Not everyone can exercise. People with muscle-wasting diseases and movement disorders, the frail, the very obese and post-surgical patients are among those who face a significant challenge when it comes to working out.

But what if a drug could stimulate the body into producing some of the same effects of exercise — more endurance and weight control, for example — without the need to run a single step? Such a pill may be on the way. Several scientists are testing compounds that apparently can do this.

"Our goal is to understand these circuits," said Ronald Evans, director of the gene expression laboratory at the Salk Institute for Biological Studies in La Jolla, Calif. Salk scientists have been working since 2007 on a chemical compound, known as 516, that mimics the effects produced by exercise by triggering a specific genetic circuit, "a back door into the exercise genetic network," Evans said.

Other scientists are studying compounds that work differently from 516, but with the same aim: To give the benefits of exercise to people who aren't able to do it.
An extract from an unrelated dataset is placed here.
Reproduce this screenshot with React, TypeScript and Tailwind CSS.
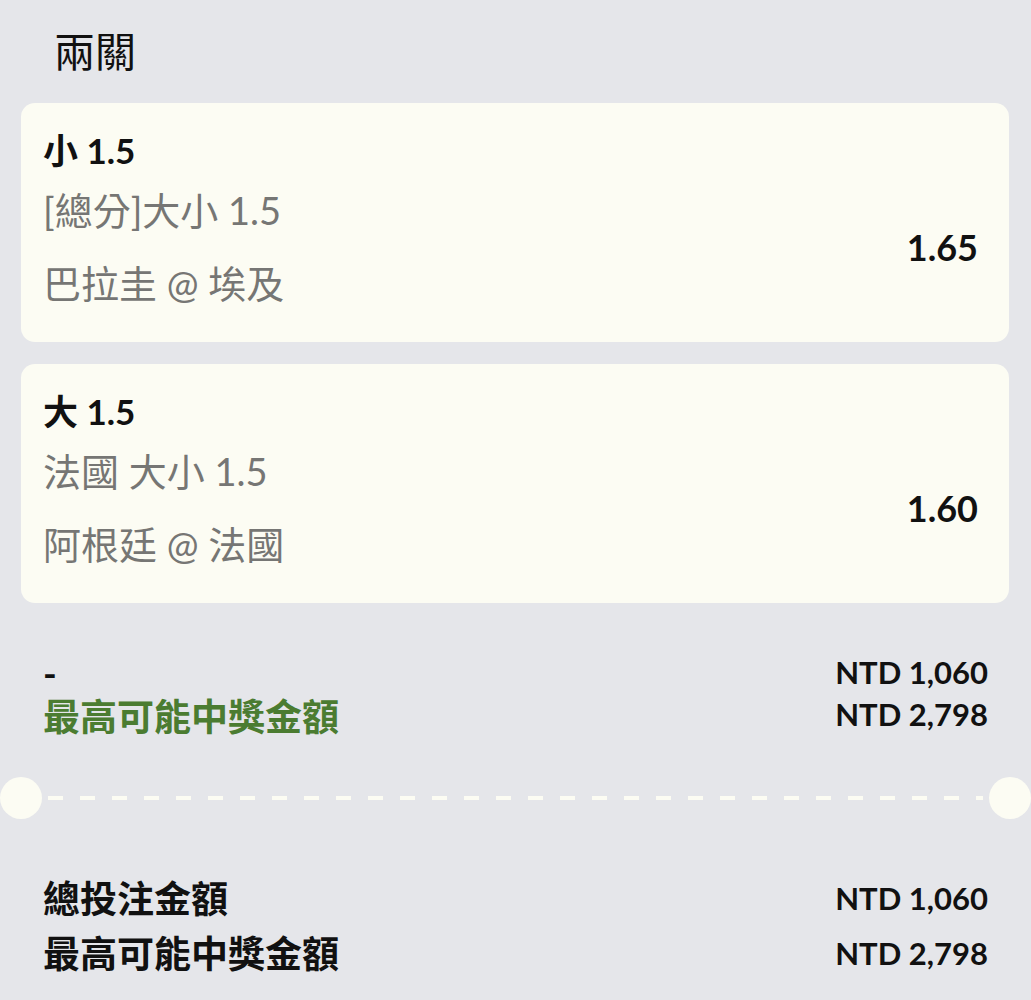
const legs = [
  { pick: "小 1.5", market: "[總分]大小 1.5", match: "巴拉圭 @ 埃及", odds: "1.65" },
  { pick: "大 1.5", market: "法國 大小 1.5", match: "阿根廷 @ 法國", odds: "1.60" },
];

function LegCard({ pick, market, match, odds }: (typeof legs)[number]) {
  return (
    <div className="flex items-center justify-between rounded-[14px] bg-[#fcfcf3] pl-[22px] pr-[31px] pt-[22px] pb-[21px]">
      <div className="flex flex-col">
        <div className="text-[35px] font-bold leading-[50px] text-[#111]">{pick}</div>
        <div className="text-[38px] leading-[71px] text-[#767674]">{market}</div>
        <div className="text-[38px] leading-[75px] text-[#767674]">{match}</div>
      </div>
      <div className="mt-[48px] text-[36px] font-bold text-[#111]">{odds}</div>
    </div>
  );
}

export default function App() {
  return (
    <main className="min-h-screen w-full overflow-hidden bg-[#e5e6ea] font-['Lato','Noto_Sans_CJK_TC',sans-serif]">
      <div className="flex h-[103px] items-center pl-[54px] text-[41px] text-[#111]">兩關</div>

      <div className="flex flex-col gap-[22px] pl-[21px] pr-[22px]">
        {legs.map((leg) => (
          <LegCard key={leg.pick} {...leg} />
        ))}
      </div>

      <div className="mt-[48px] flex justify-between pl-[43px] pr-[43px]">
        <div className="flex flex-col text-[37px] font-bold leading-[44px]">
          <span className="text-[#111]">-</span>
          <span className="text-[#4b7c31]">最高可能中獎金額</span>
        </div>
        <div className="flex flex-col items-end text-[31px] font-bold leading-[42px] text-[#111]">
          <span>NTD 1,060</span>
          <span>NTD 2,798</span>
        </div>
      </div>

      <div className="mt-[38px] flex h-[42px] items-center">
        <div className="h-[42px] w-[42px] shrink-0 rounded-full bg-[#fcfcf3]" />
        <div className="mx-[6px] h-[4px] flex-1 bg-[repeating-linear-gradient(90deg,#fcfcf3_0_15px,transparent_15px_32px)]" />
        <div className="h-[42px] w-[42px] shrink-0 rounded-full bg-[#fcfcf3]" />
      </div>

      <div className="mt-[52px] flex justify-between pl-[43px] pr-[43px] pb-[20px]">
        <div className="flex flex-col text-[37px] font-bold leading-[55px] text-[#111]">
          <span>總投注金額</span>
          <span>最高可能中獎金額</span>
        </div>
        <div className="flex flex-col items-end text-[31px] font-bold leading-[55px] text-[#111]">
          <span>NTD 1,060</span>
          <span>NTD 2,798</span>
        </div>
      </div>
    </main>
  );
}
Ali Tavassoli, a professor of chemical biology at Britain's University of Southampton, has discovered a drug known as compound 14 that spurs cells into metabolizing sugar, which produces energy.

Evans has targeted 516 for people with Duchenne muscular dystrophy, an approach that he believes offers the best chance for FDA approval. But the drug, now undergoing a safety study, has "a potentially wide application," he said, including for amyotrophic lateral sclerosis, Parkinson's disease and Huntington's disease.